>> Begin INFORMATION SUPPLIED

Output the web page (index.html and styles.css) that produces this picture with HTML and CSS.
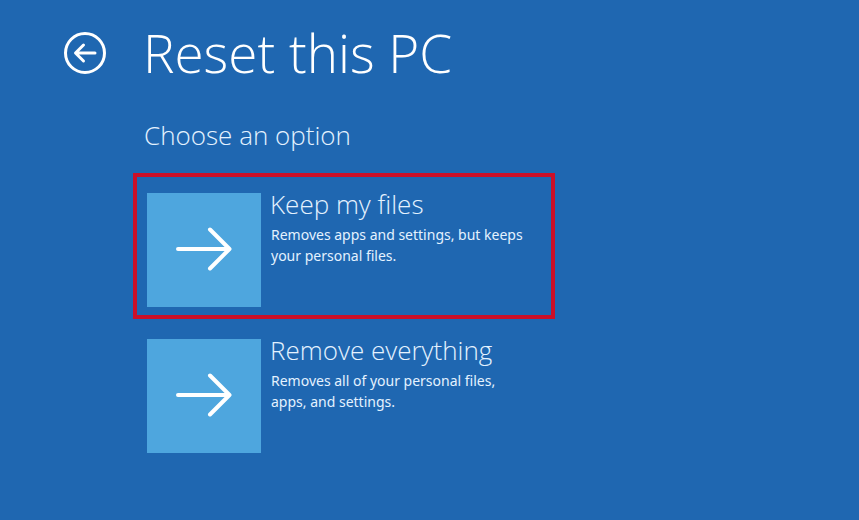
FILE: index.html
```html
<!DOCTYPE html>
<html lang="en">
<head>
<meta charset="utf-8">
<title>Reset this PC</title>
<link rel="stylesheet" href="styles.css">
</head>
<body>
<main class="page">
  <header class="header">
    <button class="back" type="button" aria-label="Back">
      <svg viewBox="0 0 44 44" aria-hidden="true">
        <circle cx="22" cy="22" r="19.500"/>
        <path d="M32 22H13M20.500 14L12.500 22L20.500 30"/>
      </svg>
    </button>
    <h1 class="title">Reset this PC</h1>
  </header>
  <section class="content">
    <h2 class="subtitle">Choose an option</h2>
    <div class="options">
      <button class="option option-marked" type="button">
        <span class="tile">
          <svg viewBox="0 0 56 44" aria-hidden="true"><path d="M2 22H53M34 2.500L53.500 22L34 41.500"/></svg>
        </span>
        <span class="text">
          <span class="name">Keep my files</span>
          <span class="description">Removes apps and settings, but keeps<br>your personal files.</span>
        </span>
      </button>
      <button class="option" type="button">
        <span class="tile">
          <svg viewBox="0 0 56 44" aria-hidden="true"><path d="M2 22H53M34 2.500L53.500 22L34 41.500"/></svg>
        </span>
        <span class="text">
          <span class="name">Remove everything</span>
          <span class="description">Removes all of your personal files,<br>apps, and settings.</span>
        </span>
      </button>
    </div>
  </section>
</main>
</body>
</html>
```
FILE: styles.css
```css
* {
  box-sizing: border-box;
}

body {
  margin: 0;
  min-height: 100vh;
  background: #1f67b1;
  color: #fff;
  font-family: "Segoe UI", "Open Sans", "Noto Sans", sans-serif;
}

.page {
  padding: 19px 63px 48px;
}

.header {
  display: flex;
  align-items: center;
  gap: 36px;
}

.back {
  width: 44px;
  height: 44px;
  padding: 0;
  border: 0;
  background: none;
  color: inherit;
}

svg {
  display: block;
  width: 100%;
  fill: none;
  stroke: currentColor;
  stroke-width: 3;
  stroke-linecap: round;
  stroke-linejoin: round;
}

.title {
  margin: 0;
  font-size: 53px;
  font-weight: 300;
  line-height: 68px;
}

.content {
  padding-left: 70px;
}

.subtitle {
  margin: 30px 0 20px;
  padding-left: 11px;
  color: #e4f2ff;
  font-size: 26px;
  font-weight: 300;
  line-height: 36px;
}

.options {
  display: flex;
  flex-direction: column;
  align-items: flex-start;
}

.option {
  display: flex;
  gap: 9px;
  width: 422px;
  max-width: 100%;
  padding: 16px 10px 8px;
  border: 4px solid transparent;
  background: none;
  color: inherit;
  font-family: inherit;
  text-align: left;
}

.option-marked {
  border-color: #cc1028;
}

.tile {
  display: flex;
  flex: none;
  align-items: center;
  justify-content: center;
  width: 114px;
  height: 114px;
  padding-bottom: 2px;
  background: #4ea6de;
}

.tile svg {
  width: 56px;
  stroke-width: 4;
}

.text {
  display: flex;
  flex-direction: column;
  gap: 2px;
  margin-top: -7px;
  color: #e4f2ff;
}

.name {
  font-size: 26px;
  font-weight: 300;
  line-height: 36px;
}

.description {
  padding-left: 1px;
  font-family: "Segoe UI", "Noto Sans", "Open Sans", sans-serif;
  font-size: 14px;
  line-height: 21px;
}
```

>> End INFORMATION SUPPLIED

* [EXERCISE REQUIREMENTS] Of all the lines in the listing above, how many contain the word "page"? Answer with the number alone.

* [OUTPUT OF THE EXERCISE] 3